When I first installed it, I still wasn't not sure if the initial appearance of the machine is too boring to tempt people. I could have made the poster drop when ever someone stands in front of it, but I'd prefer to leave it as a surprise.  The game still needs tweaking to make it more tempting to have a second go - I now understand why conventional arcade machines don't usually have dials. At least a really good thing is that its not too noisy -  I had feared the hammering might drown out everything else in the arcade.  

Two weeks later:

The good news is that the 'boring' facade doesn't seem to put people off. The bad news is that none of my hammers are lasting. People carry on using them after they've disintegrated, hitting the bankers with the central steel rod so the heads are now really battered. I'm trying the expensive stitched cloth hammer I bought to see what happens next.  

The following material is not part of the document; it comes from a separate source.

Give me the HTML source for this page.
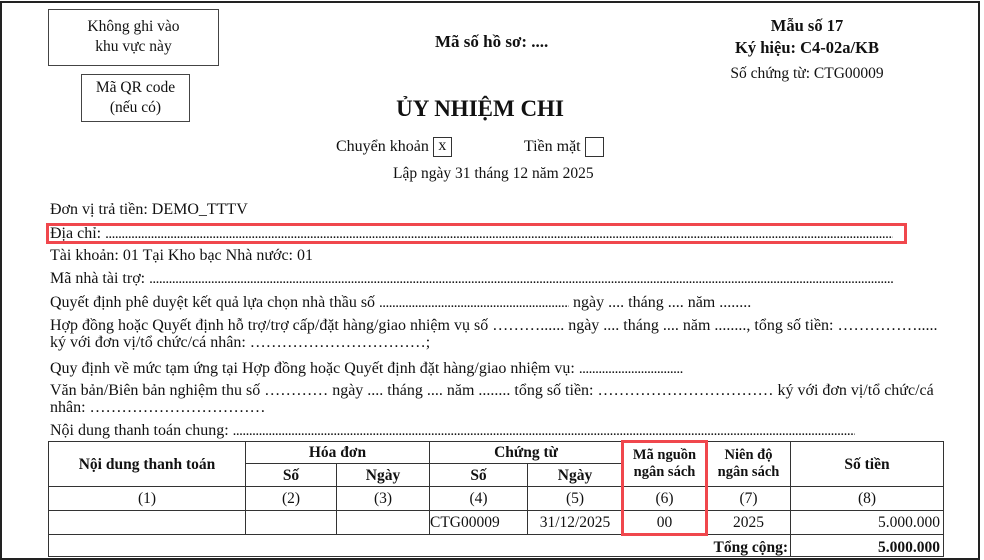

(A teacher just told me how satisfying she had found it whacking the bankers, and then said her school had something a bit like it in the staff room so teachers could whack effigies of particularly irritating children.  Later I realised I must have misheard her, she must have meant  her staff room ought to have something similar.) 

4 days later still:

The £56 hammer I bought has now split. I knew people didn't like bankers, but I had no idea they disliked them quite so much. People were able to whack much more violently because the hammer was heavier and has a longer leash than my foam ones. I've spent the day making new hammers with layers of canvass over my foam.   

2012 update

I've eventually worked out a good hammer. Instead of foam, I wrap strips of old blanket round the central wooden shaft. The cover is two layers of canvas, glued together with Copydex, a sort of latex. The interesting thing is that every part is now a 'natural' material - plastics aren't perfect for everything.